Александр Пивушков Mon, 22 Aug 2016 00:19:51 -0700

 Hello,
Several answers below

>Среда, 17 августа 2016, 8:57 +03:00 от Christian Balzer <[email protected]>:
>
>
>Hello,
>
>On Wed, 17 Aug 2016 09:27:30 +0500 Дробышевский, Владимир wrote:
>
>> Christian,
>> 
>>   thanks a lot for your time. Please see below.
>> 
>> 
>> 2016-08-17 5:41 GMT+05:00 Christian Balzer < [email protected] >:
>> 
>> >
>> > Hello,
>> >
>> > On Wed, 17 Aug 2016 00:09:14 +0500 Дробышевский, Владимир wrote:
>> >
>> > >   So demands look like these:
>> > >
>> > > 1. He has a number of clients which need to periodically write a set of
>> > > data as big as 160GB to a storage. The acceptable write speed is about a
>> > > minute for the such amount, so it is around 2700-2800MB per second. Each
>> > > write session will happend in a dedicated manner.
>> >
>> > Let me confirm that "dedicated" here means non-concurrent, sequential.
>> > So not more than one client at a time, the cluster and network would be
>> > good if doing 3GB/s?
>> >
>> Yes, this is what I meant.
>>
>That's good to know, it makes that data dump from a single client/server
>at least marginally possible, without resorting to even more expensive
>network infrastructure.
>
>> 
>> >
>> > Note that with IPoIB and QDR 3GB/s is about the best you can hope for,
>> > that's with a single client of course.
>> >
>> I understand, thank you.
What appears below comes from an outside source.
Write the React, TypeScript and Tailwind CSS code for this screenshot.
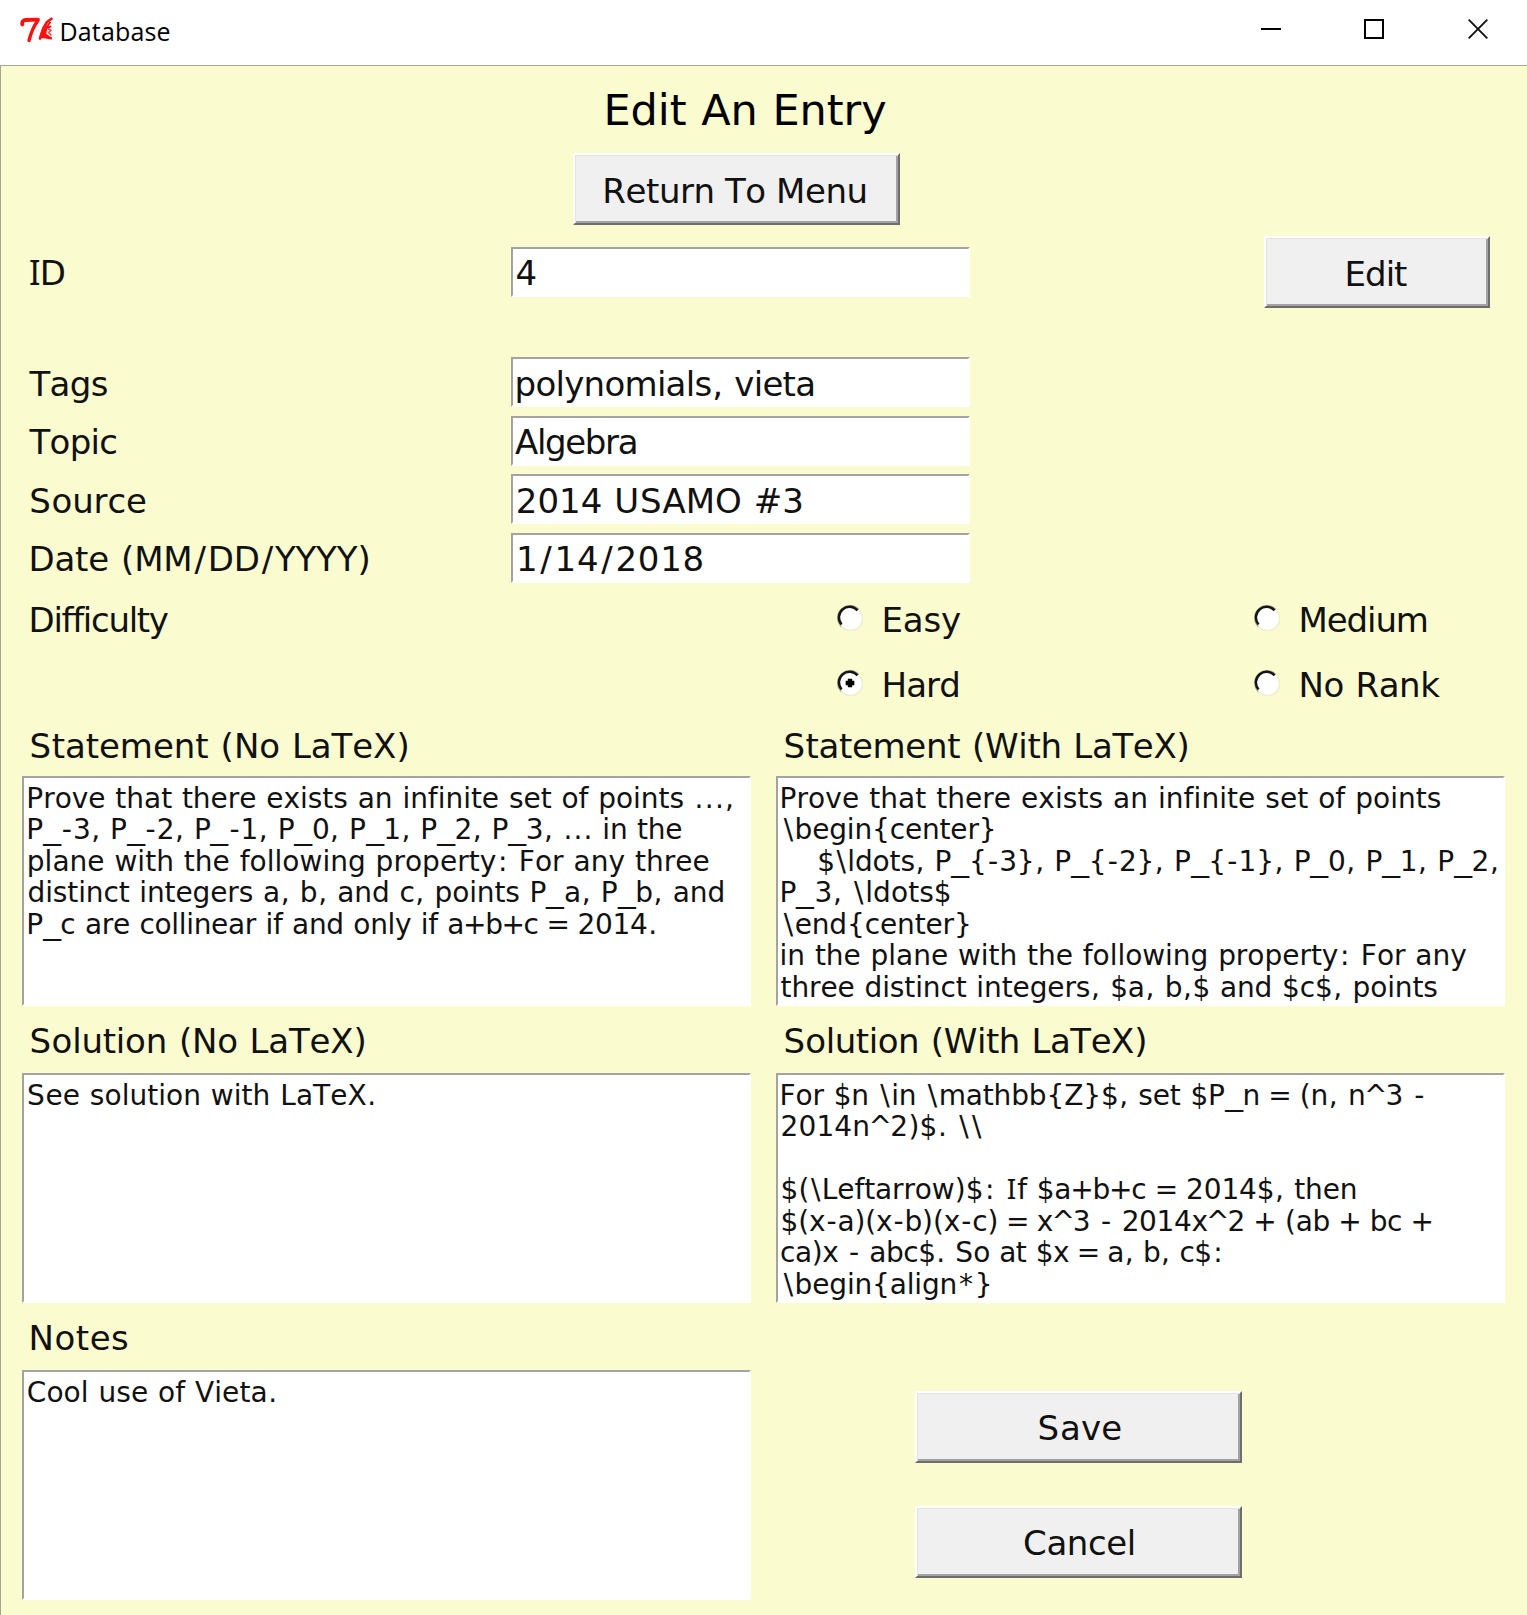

Alexander doesn't have any setup yet and would
>> like to build a cost-effective one (not exactly 'cheap', but with minimal
>> costs to satify requirements), so I've recommended him QDR IB as a minimal
>> setup if they will be able to live with the used hardware (which is pretty
>> cheap in general and would allow to make inexpensive multi-port per server
>> setup with bonding, but hardly to get in Russia) or FDR if it is possible
>> to get new network hardware only.
>> 
>Single link QDR should do the trick.
>Bonding via a Linux bondn: interface with IPoIB currently only supports
>failover (active-standby), not load balancing.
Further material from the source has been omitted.